さらに、私はウイスキーがポジティブでかつ直感的な方法で「瞬間を刻む」ことができるところが好きですね。
Dear WHISKY:
「瞬間を刻む」とはどういう意味ですか?
ソナトさん:
誰かに会い、素晴らしい会話をするときにウイスキーを飲みます。そして将来同じウイスキーを飲むと、会話やその時のことを思い出すでしょう。
ウイスキーはタイムカプセルのようなもので、その瞬間を刻む手助けをしてくれます。ただ時計を見るのとは一味違う、時間を刻む美しい方法だと思います。
Dear WHISKY:
KOVALの今後の抱負は何ですか?
ソナトさん:
様々なものからインスピレーションを得ることができるので、私たちは常に自分の好きなことをし続け、蒸留酒にそれらを取り入れたいと考えています。
常にある革新と発見を、KOVALを通じて世界と共有します。
私たちは製品をさらに革新し、もっとユニークで興味深いものをもたらしたいと考えています。
Dear WHISKY:
KOVALの拡大をどのように目指していますか?
ソナトさん:
最近、蒸溜所内を拡張しました。新しいテイスティングルームとバーを設け、パティオも拡張されました。これらをさらに活用していきたいと考えています。

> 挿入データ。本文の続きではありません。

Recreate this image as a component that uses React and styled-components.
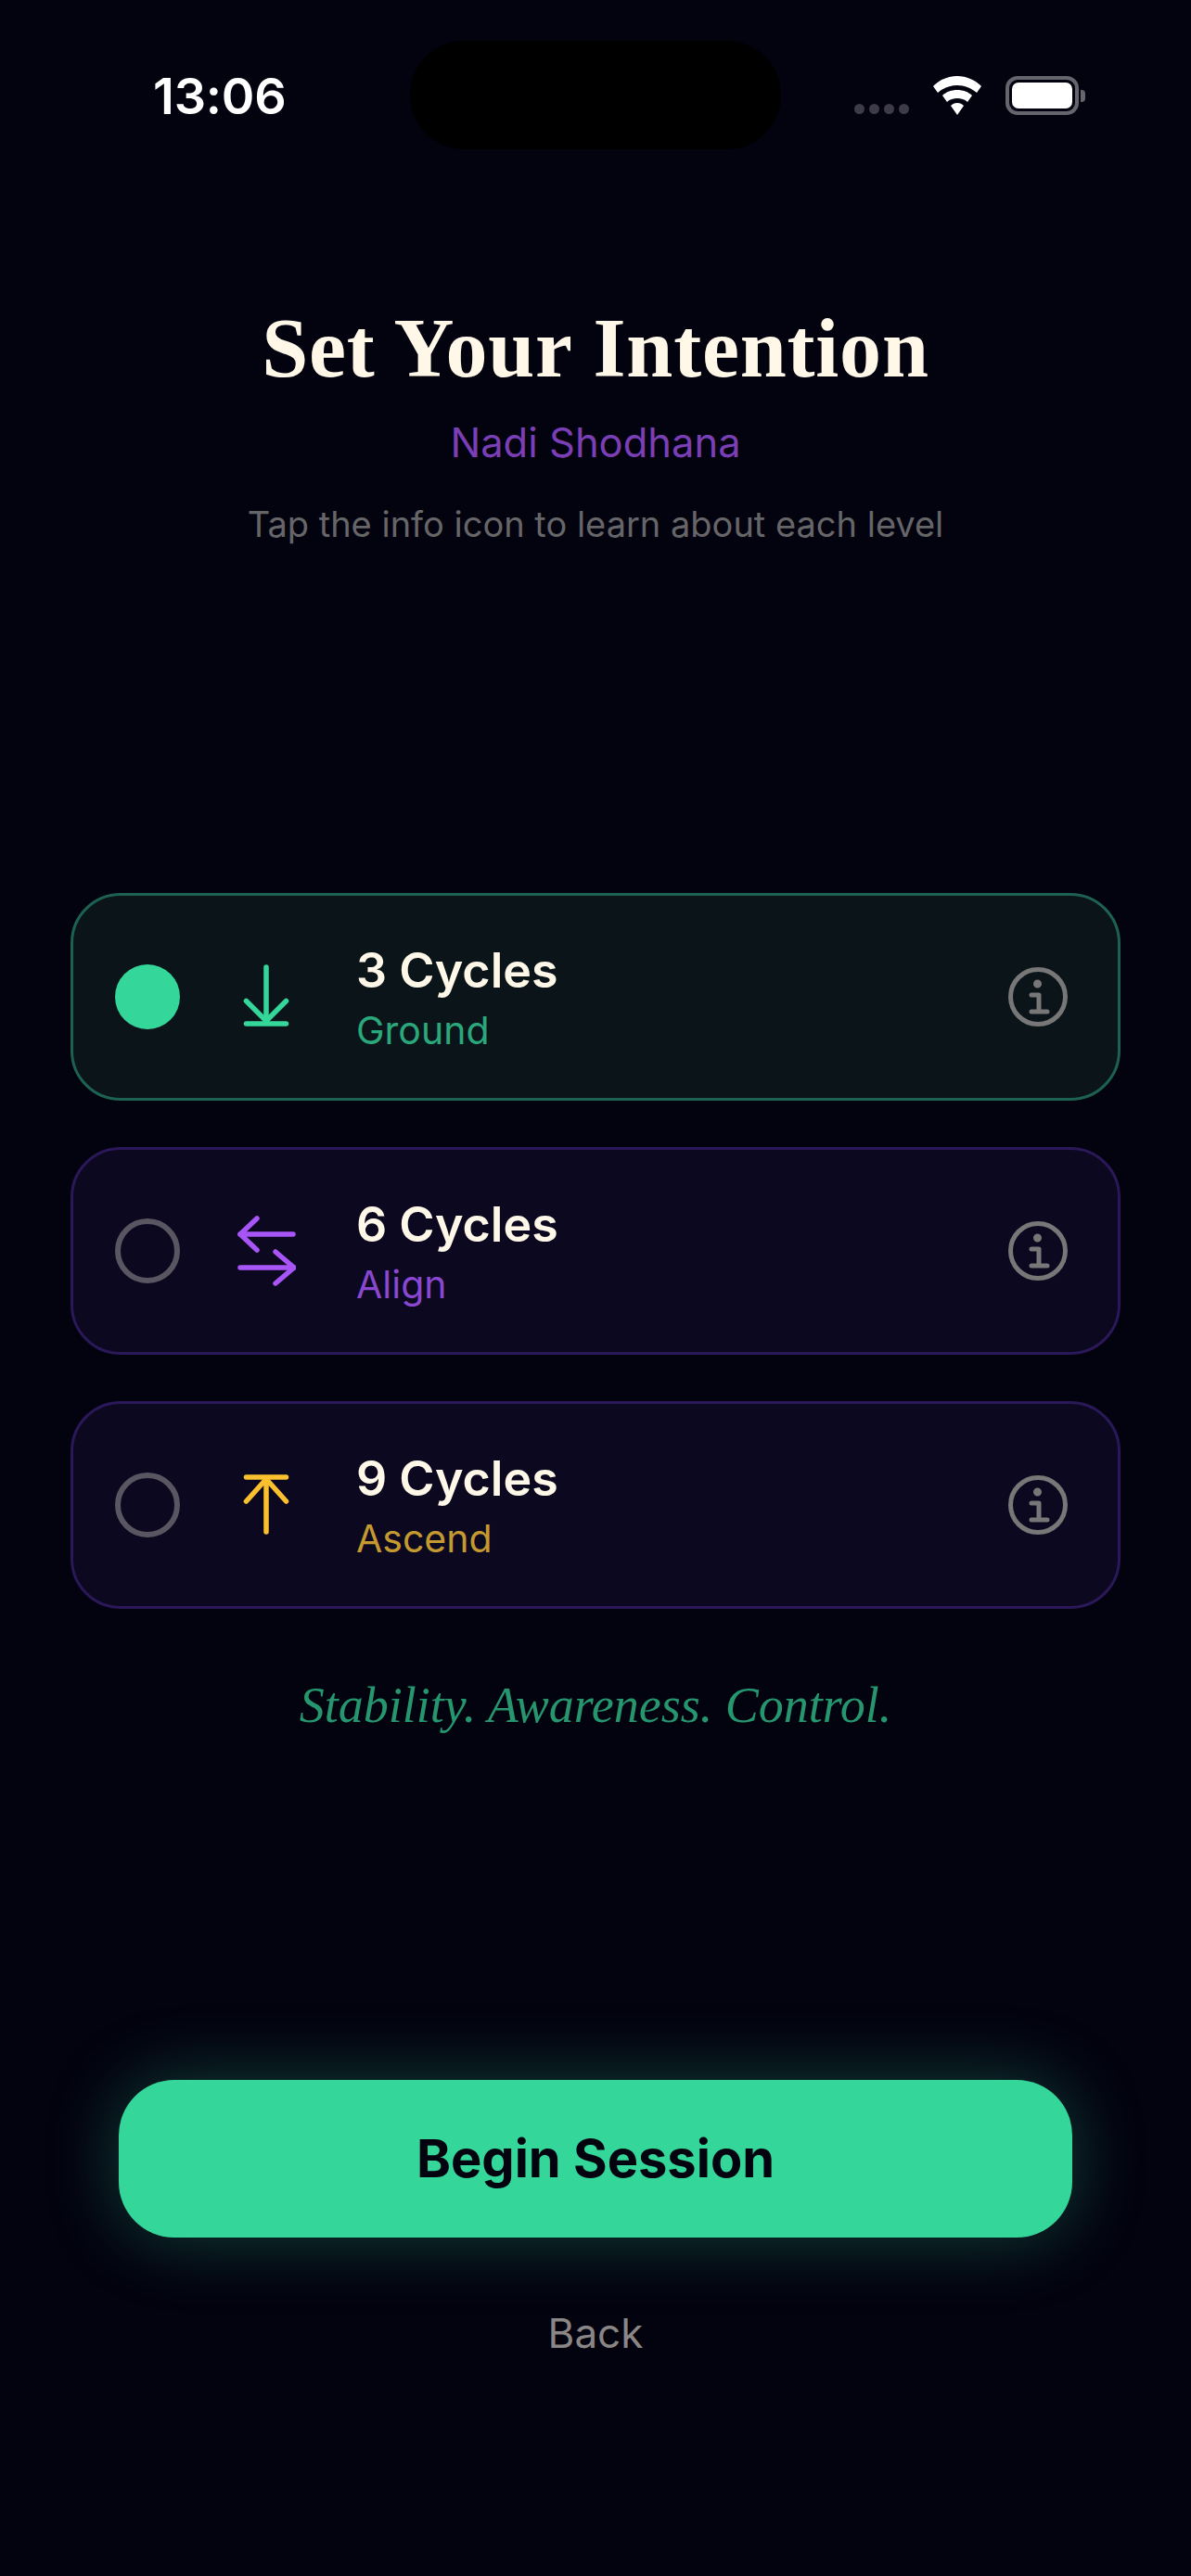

また、世界の新たな市場への拡大も目指しています。KOVALは南アフリカに進出しましたので、他の新しい市場にも製品を販売していきたいと思います!
Dear WHISKY:
生産能力の拡大も目指していますか?
ソナトさん:
今年、3基目のスチルが導入されました!これで5,000リットルの蒸溜機が3基となり、また一歩前進しました。
Dear WHISKY:
最後に読者へメッセージをいただけますか?
ソナトさん:
皆さんがすべての幸せな瞬間を私たちの蒸留酒とともに刻み、健康、成功、イノベーションを祝う多くの年となることを願っています。
その貴重な瞬間に、私たちの製品やアイデアが立ち会えることはこの上ない喜びです。私たちはそのような瞬間のためにここにいます!
また、私たちは日本が大好きです。とても素晴らしい場所で、日本の文化や料理からたくさんのインスピレーションを得られると思います。 KOVALが私たちが日本に来て、様々なことを経験する機会をくれたことをとても嬉しく思います。また日本を訪れることができたら嬉しいです。また、皆様もシカゴへ遊びに来ていただければ幸いです。
ロバートさんとソナトさんは前職からキャリアを大きく転換し、KOVALを設立しました。
仕事の種類は異なりますが、彼らの知識とスキルは、米国最大のクラフト蒸溜所の1つであるKOVALに活かされています。
これからも世界中で多くの楽しい思い出やお祝いとともにあり続けるKOVALの今後にも注目です!